I learned about the work of Xiaosu Guan from State University New York Buffalo, USA, and her project, Not There There. Using augmented reality video layers, this installation examines the relationship between people and place through storytelling. Upon entering a bedroom, in an ordinary apartment, participants are given one of three iPads and are invited to explore the room as an immersive exhibition space. They are prompted to ask themselves “What happened here?” and, through their exploration of the space using technology as a tool, a story begins to unfold.

During the immersive experience, multi-perspective narratives are triggered by augmented reality applications as the participant, or reader, uncovers the story of the fictional character who lives there. They scan the room using one of the three iPads, each revealing the room from a different character’s perspective; an anonymous woman who lives in the apartment, Matt, who visits the apartment and Roger, who the woman loves but who has never visited her in her home. This is a private story told within a, now, public space. Objects within the apartment can be scanned, which triggers video clips of flashbacks and monologues from each character and these overlap to build a story. Memories and encounters are revealed and the space can be “read” by the participant as a form of narrative. Guan acknowledges that the experience makes use of multiple senses and the designed so the story can be “felt” and not just “experienced.” A reader reads the context of the room in a similar way to reading a text and the narrative can be found in the space between the physical location and this reader.
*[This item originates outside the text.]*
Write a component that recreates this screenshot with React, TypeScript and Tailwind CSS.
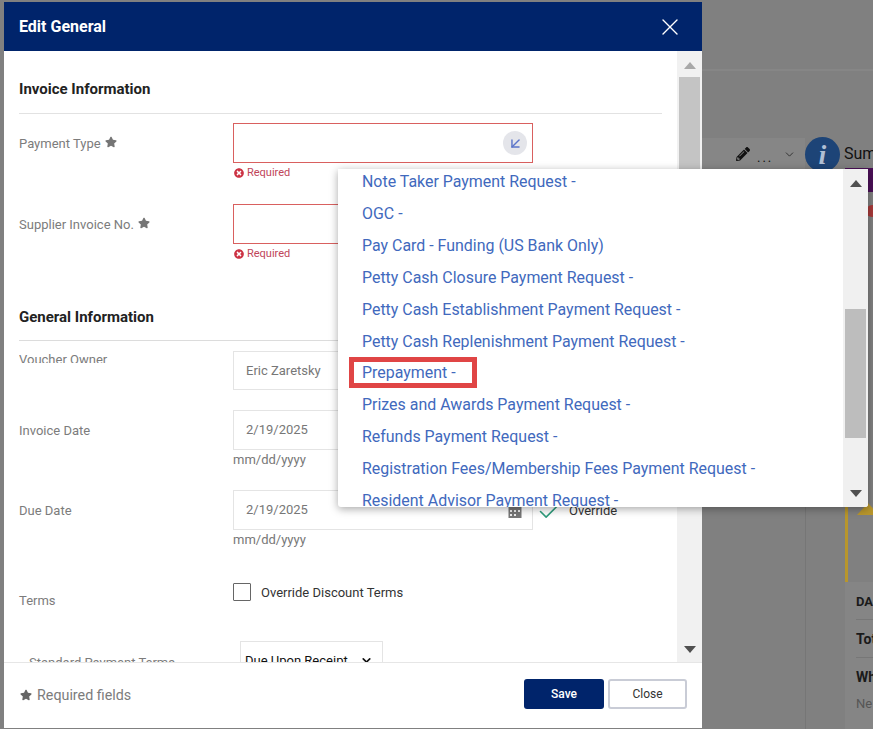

Ambient materials can be reworked to reveal stories and, in his project, On your wrist is the universe, Nicholas Knouf, a media scholar and artist from Wellesley College, USA, is using this idea to develop ambient poetry for smart watches. Repurposing the pebble smart watch, he has developed a series of generative poems that re-work information and data about satellites, rocket bodies, planets and stars. These poems fall into three categories and each make use of different ambient materials. Satellite Poems generates poems using information about the satellites positioned overhead. Constellation Poems uses 19th century star atlases to create descriptions for constellations and Every moment again considers how our temporal existence on earth is related to light from distant stars.

Knouf’s project encourages the reader to make connections between their own body and the celestial bodies above them and, at the same time, it plays with the scale and scope of time. The poems appear and disappear, in the time it takes you to glance at them on your wrist, the journeys of satellites and stars are used and the project experiments with obsolete technology to reveal stories.

It was fantastic to find projects that explored similar terrain to the ambient literature project and researchers who were interested in examining connections between reader, place and technology. From the domestic space of a private apartment to the worlds above us, there are stories in the in-between spaces waiting to be discovered.